◆ **DATA PROVIDED**:
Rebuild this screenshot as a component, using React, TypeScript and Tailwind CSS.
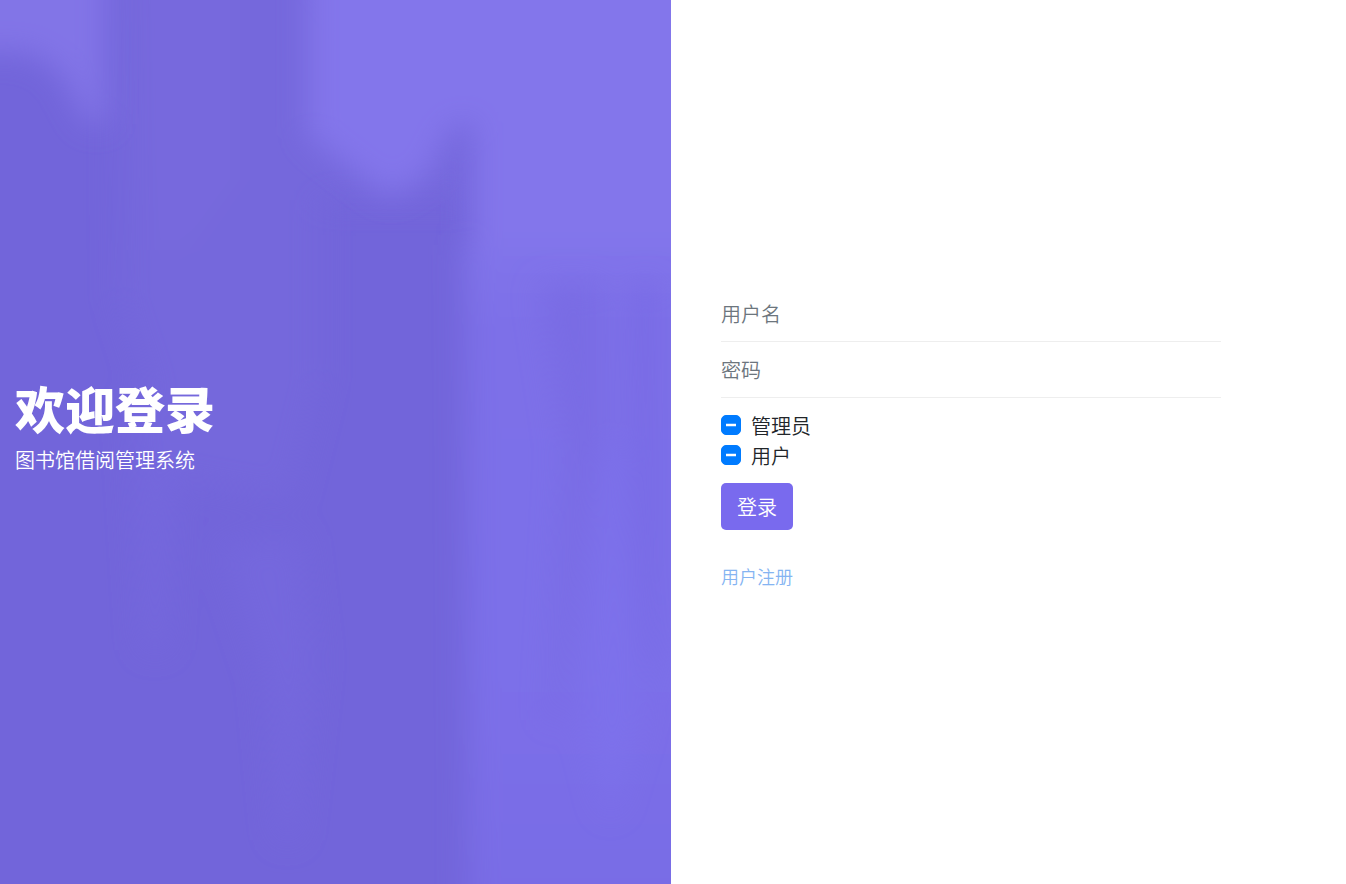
import { useState } from 'react'
import type { ComponentProps } from 'react'

const roles = [
  { id: 'admin', label: '管理员' },
  { id: 'reader', label: '用户' },
]

function Backdrop() {
  return (
    <svg
      aria-hidden="true"
      className="absolute inset-0 h-full w-full"
      viewBox="0 0 671 884"
      preserveAspectRatio="none"
    >
      <defs>
        <filter id="soft" x="-30%" y="-30%" width="160%" height="160%">
          <feGaussianBlur stdDeviation="15" />
        </filter>
        <filter id="softer" x="-100%" y="-50%" width="300%" height="200%">
          <feGaussianBlur stdDeviation="15" />
        </filter>
        <linearGradient id="shelf" x1="0" y1="0" x2="0" y2="1">
          <stop offset="0" stopColor="#8174ea" />
          <stop offset="0.12" stopColor="#7d70e8" />
          <stop offset="0.6" stopColor="#7c6fe9" />
          <stop offset="1" stopColor="#786ce5" />
        </linearGradient>
      </defs>
      <rect width="671" height="884" fill="#7265da" />
      <g filter="url(#softer)">
        <path d="M118 -40H300L470 150V200H320V380L290 500L180 480L120 300Z" fill="#7568dc" />
        <path d="M130 -40H240V180L190 250H150Z" fill="#7769dd" />
        <path d="M130 400H180L165 650H145Z" fill="#7568dd" />
        <path d="M220 545L300 535L315 660L295 840H280L265 680Z" fill="#7467dd" />
      </g>
      <g filter="url(#soft)">
        <path d="M-50 -50H106V124H88L60 72L28 52H-50Z" fill="#8275e7" />
        <path d="M308 -50H720V250H472V120L450 130L428 175L390 197L350 168L308 135Z" fill="#8376eb" />
        <path d="M464 245H720V940H468Z" fill="url(#shelf)" />
      </g>
      <g filter="url(#softer)">
        <path d="M540 285H602V440L560 720H550L565 450Z" fill="#796ce4" />
        <path d="M632 285H658V640L650 700L635 560Z" fill="#786be5" />
        <path d="M600 450H620L640 720L610 820L585 720Z" fill="#7d71eb" />
      </g>
    </svg>
  )
}

function Field(props: ComponentProps<'input'>) {
  return (
    <input
      {...props}
      aria-label={props.placeholder}
      className="block h-14 w-full border-b border-[#eee] bg-transparent text-[#495057] outline-none placeholder:text-[#6c757d] focus:border-[#796aee]"
    />
  )
}

function RoleCheckbox({ id, label }: { id: string; label: string }) {
  const [checked, setChecked] = useState(true)
  return (
    <div className="flex h-[30px] items-center gap-2.5">
      <span className="mb-0.5 grid size-5 place-items-center">
        <input
          id={id}
          type="checkbox"
          checked={checked}
          onChange={(e) => setChecked(e.target.checked)}
          className="col-start-1 row-start-1 size-5 appearance-none rounded-[5px] border border-[#adb5bd] bg-white checked:border-[#007bff] checked:bg-[#007bff]"
        />
        {checked && (
          <svg
            viewBox="0 0 4 4"
            className="pointer-events-none col-start-1 row-start-1 size-2.5"
          >
            <path stroke="#fff" d="M0 2h4" />
          </svg>
        )}
      </span>
      <label htmlFor={id}>{label}</label>
    </div>
  )
}

export default function App() {
  return (
    <main className="mr-1 grid min-h-screen grid-cols-2 bg-white font-['Noto_Sans_CJK_SC','Noto_Sans',sans-serif] text-xl/[30px] font-[350] text-[#212529]">
      {/* welcome */}
      <section className="relative flex flex-col justify-center overflow-hidden bg-[#7265da] text-white">
        <Backdrop />
        <div className="relative px-[15px] pb-8">
          <h1 className="mb-2 text-[50px]/[60px] font-black">欢迎登录</h1>
          <p>图书馆借阅管理系统</p>
        </div>
      </section>

      {/* login form */}
      <section className="flex flex-col justify-center px-[50px]">
        <form className="w-full max-w-[500px] pb-[7px]" onSubmit={(e) => e.preventDefault()}>
          <Field type="text" name="username" placeholder="用户名" />
          <Field type="password" name="password" placeholder="密码" />
          <div className="mt-[13px] mb-3">
            {roles.map((role) => (
              <RoleCheckbox key={role.id} {...role} />
            ))}
          </div>
          <button
            type="submit"
            className="block h-[47px] rounded-[5px] bg-[#796aee] px-4 text-white"
          >
            登录
          </button>
          <a href="#register" className="mt-[31px] inline-block text-lg/[30px] text-[#85b4f2]">
            用户注册
          </a>
        </form>
      </section>
    </main>
  )
}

◆ **WORK REQUIRED**: Quote the data above in full, leaving out the pictures it holds.

◆ **RESPONSE TO THE TASK**:
Rebuild this screenshot as a component, using React, TypeScript and Tailwind CSS.
import { useState } from 'react'
import type { ComponentProps } from 'react'

const roles = [
  { id: 'admin', label: '管理员' },
  { id: 'reader', label: '用户' },
]

function Backdrop() {
  return (
    <svg
      aria-hidden="true"
      className="absolute inset-0 h-full w-full"
      viewBox="0 0 671 884"
      preserveAspectRatio="none"
    >
      <defs>
        <filter id="soft" x="-30%" y="-30%" width="160%" height="160%">
          <feGaussianBlur stdDeviation="15" />
        </filter>
        <filter id="softer" x="-100%" y="-50%" width="300%" height="200%">
          <feGaussianBlur stdDeviation="15" />
        </filter>
        <linearGradient id="shelf" x1="0" y1="0" x2="0" y2="1">
          <stop offset="0" stopColor="#8174ea" />
          <stop offset="0.12" stopColor="#7d70e8" />
          <stop offset="0.6" stopColor="#7c6fe9" />
          <stop offset="1" stopColor="#786ce5" />
        </linearGradient>
      </defs>
      <rect width="671" height="884" fill="#7265da" />
      <g filter="url(#softer)">
        <path d="M118 -40H300L470 150V200H320V380L290 500L180 480L120 300Z" fill="#7568dc" />
        <path d="M130 -40H240V180L190 250H150Z" fill="#7769dd" />
        <path d="M130 400H180L165 650H145Z" fill="#7568dd" />
        <path d="M220 545L300 535L315 660L295 840H280L265 680Z" fill="#7467dd" />
      </g>
      <g filter="url(#soft)">
        <path d="M-50 -50H106V124H88L60 72L28 52H-50Z" fill="#8275e7" />
        <path d="M308 -50H720V250H472V120L450 130L428 175L390 197L350 168L308 135Z" fill="#8376eb" />
        <path d="M464 245H720V940H468Z" fill="url(#shelf)" />
      </g>
      <g filter="url(#softer)">
        <path d="M540 285H602V440L560 720H550L565 450Z" fill="#796ce4" />
        <path d="M632 285H658V640L650 700L635 560Z" fill="#786be5" />
        <path d="M600 450H620L640 720L610 820L585 720Z" fill="#7d71eb" />
      </g>
    </svg>
  )
}

function Field(props: ComponentProps<'input'>) {
  return (
    <input
      {...props}
      aria-label={props.placeholder}
      className="block h-14 w-full border-b border-[#eee] bg-transparent text-[#495057] outline-none placeholder:text-[#6c757d] focus:border-[#796aee]"
    />
  )
}

function RoleCheckbox({ id, label }: { id: string; label: string }) {
  const [checked, setChecked] = useState(true)
  return (
    <div className="flex h-[30px] items-center gap-2.5">
      <span className="mb-0.5 grid size-5 place-items-center">
        <input
          id={id}
          type="checkbox"
          checked={checked}
          onChange={(e) => setChecked(e.target.checked)}
          className="col-start-1 row-start-1 size-5 appearance-none rounded-[5px] border border-[#adb5bd] bg-white checked:border-[#007bff] checked:bg-[#007bff]"
        />
        {checked && (
          <svg
            viewBox="0 0 4 4"
            className="pointer-events-none col-start-1 row-start-1 size-2.5"
          >
            <path stroke="#fff" d="M0 2h4" />
          </svg>
        )}
      </span>
      <label htmlFor={id}>{label}</label>
    </div>
  )
}

export default function App() {
  return (
    <main className="mr-1 grid min-h-screen grid-cols-2 bg-white font-['Noto_Sans_CJK_SC','Noto_Sans',sans-serif] text-xl/[30px] font-[350] text-[#212529]">
      {/* welcome */}
      <section className="relative flex flex-col justify-center overflow-hidden bg-[#7265da] text-white">
        <Backdrop />
        <div className="relative px-[15px] pb-8">
          <h1 className="mb-2 text-[50px]/[60px] font-black">欢迎登录</h1>
          <p>图书馆借阅管理系统</p>
        </div>
      </section>

      {/* login form */}
      <section className="flex flex-col justify-center px-[50px]">
        <form className="w-full max-w-[500px] pb-[7px]" onSubmit={(e) => e.preventDefault()}>
          <Field type="text" name="username" placeholder="用户名" />
          <Field type="password" name="password" placeholder="密码" />
          <div className="mt-[13px] mb-3">
            {roles.map((role) => (
              <RoleCheckbox key={role.id} {...role} />
            ))}
          </div>
          <button
            type="submit"
            className="block h-[47px] rounded-[5px] bg-[#796aee] px-4 text-white"
          >
            登录
          </button>
          <a href="#register" className="mt-[31px] inline-block text-lg/[30px] text-[#85b4f2]">
            用户注册
          </a>
        </form>
      </section>
    </main>
  )
}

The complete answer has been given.